GIVEN TASK >>
Copy every line of the following data that includes the string "this".

[Data items]
- - -

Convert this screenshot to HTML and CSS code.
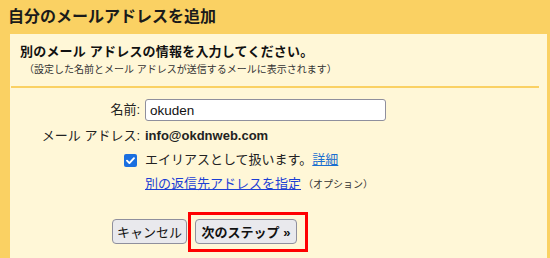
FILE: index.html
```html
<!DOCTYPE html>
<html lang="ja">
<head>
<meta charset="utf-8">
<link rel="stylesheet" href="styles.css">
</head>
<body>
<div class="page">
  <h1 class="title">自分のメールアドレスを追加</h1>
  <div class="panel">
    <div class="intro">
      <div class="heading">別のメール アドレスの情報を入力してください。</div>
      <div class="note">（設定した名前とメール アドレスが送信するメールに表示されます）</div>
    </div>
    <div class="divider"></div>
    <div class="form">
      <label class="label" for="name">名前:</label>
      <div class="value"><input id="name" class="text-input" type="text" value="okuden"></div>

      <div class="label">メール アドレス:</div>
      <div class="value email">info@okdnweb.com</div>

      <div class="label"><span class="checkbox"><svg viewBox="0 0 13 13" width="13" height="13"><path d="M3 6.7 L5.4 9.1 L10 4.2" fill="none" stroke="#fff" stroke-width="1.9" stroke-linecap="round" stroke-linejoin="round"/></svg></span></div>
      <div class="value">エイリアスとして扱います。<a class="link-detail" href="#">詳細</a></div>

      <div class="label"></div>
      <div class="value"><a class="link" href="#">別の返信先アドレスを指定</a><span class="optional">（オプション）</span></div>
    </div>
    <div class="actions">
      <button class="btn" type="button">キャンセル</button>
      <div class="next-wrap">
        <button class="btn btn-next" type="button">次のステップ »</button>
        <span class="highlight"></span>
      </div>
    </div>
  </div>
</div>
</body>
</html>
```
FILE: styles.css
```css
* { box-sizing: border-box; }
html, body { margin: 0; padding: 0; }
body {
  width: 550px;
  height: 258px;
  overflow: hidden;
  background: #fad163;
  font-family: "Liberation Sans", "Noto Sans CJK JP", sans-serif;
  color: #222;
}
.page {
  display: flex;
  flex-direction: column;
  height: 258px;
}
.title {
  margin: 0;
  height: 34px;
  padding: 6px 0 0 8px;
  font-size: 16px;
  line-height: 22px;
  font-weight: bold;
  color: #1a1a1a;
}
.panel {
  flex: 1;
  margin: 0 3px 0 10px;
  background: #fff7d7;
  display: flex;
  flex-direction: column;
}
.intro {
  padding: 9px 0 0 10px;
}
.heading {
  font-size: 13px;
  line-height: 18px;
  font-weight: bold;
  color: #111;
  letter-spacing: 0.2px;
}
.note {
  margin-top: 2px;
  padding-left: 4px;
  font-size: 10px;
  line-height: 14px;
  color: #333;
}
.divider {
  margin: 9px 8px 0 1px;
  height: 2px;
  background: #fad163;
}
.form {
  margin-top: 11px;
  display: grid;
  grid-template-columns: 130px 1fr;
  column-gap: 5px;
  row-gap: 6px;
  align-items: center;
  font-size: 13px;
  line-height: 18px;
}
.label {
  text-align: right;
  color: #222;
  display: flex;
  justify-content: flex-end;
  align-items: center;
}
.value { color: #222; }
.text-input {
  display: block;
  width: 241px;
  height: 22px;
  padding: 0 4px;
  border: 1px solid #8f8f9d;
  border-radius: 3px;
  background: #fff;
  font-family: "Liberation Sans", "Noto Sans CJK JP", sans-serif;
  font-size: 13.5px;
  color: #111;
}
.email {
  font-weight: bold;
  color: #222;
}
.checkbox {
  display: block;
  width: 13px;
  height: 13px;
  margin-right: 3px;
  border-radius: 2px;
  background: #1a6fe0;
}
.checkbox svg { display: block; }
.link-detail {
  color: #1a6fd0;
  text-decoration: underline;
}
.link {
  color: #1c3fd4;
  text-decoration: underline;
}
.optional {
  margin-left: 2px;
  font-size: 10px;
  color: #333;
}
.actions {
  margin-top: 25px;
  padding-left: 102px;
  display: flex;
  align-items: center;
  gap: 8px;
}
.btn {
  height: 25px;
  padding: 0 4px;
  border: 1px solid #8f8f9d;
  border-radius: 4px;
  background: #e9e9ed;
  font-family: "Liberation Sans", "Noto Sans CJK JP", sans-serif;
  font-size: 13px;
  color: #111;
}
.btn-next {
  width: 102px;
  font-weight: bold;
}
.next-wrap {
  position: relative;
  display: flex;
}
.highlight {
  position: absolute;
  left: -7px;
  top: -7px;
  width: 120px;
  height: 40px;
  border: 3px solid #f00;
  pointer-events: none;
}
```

- - -

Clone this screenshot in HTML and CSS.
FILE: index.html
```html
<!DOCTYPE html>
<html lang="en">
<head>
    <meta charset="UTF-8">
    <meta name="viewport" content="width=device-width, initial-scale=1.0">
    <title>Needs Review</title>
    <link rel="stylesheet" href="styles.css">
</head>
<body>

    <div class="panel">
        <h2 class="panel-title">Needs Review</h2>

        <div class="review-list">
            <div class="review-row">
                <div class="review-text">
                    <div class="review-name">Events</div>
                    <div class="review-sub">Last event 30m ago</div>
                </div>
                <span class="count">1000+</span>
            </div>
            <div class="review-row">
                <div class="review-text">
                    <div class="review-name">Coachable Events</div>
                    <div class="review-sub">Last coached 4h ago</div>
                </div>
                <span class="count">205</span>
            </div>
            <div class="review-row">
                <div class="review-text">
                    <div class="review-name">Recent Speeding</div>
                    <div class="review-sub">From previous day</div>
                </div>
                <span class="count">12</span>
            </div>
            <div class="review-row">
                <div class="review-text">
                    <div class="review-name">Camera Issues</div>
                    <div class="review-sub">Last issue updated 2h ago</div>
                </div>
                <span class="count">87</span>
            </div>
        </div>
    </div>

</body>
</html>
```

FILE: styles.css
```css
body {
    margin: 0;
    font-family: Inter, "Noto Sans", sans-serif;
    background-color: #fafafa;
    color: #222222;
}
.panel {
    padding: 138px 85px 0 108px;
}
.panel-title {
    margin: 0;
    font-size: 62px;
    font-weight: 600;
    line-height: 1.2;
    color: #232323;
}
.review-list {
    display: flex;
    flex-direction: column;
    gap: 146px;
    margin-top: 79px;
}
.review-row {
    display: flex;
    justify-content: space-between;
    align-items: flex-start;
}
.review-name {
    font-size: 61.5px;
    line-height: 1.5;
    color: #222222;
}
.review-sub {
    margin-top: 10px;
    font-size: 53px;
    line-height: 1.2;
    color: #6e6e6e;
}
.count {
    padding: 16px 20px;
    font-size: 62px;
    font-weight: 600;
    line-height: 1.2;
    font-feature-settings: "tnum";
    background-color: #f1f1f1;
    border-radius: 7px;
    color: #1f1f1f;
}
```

- - -

THE COMPLETED TASK >>
Convert this screenshot to HTML and CSS code.
Clone this screenshot in HTML and CSS.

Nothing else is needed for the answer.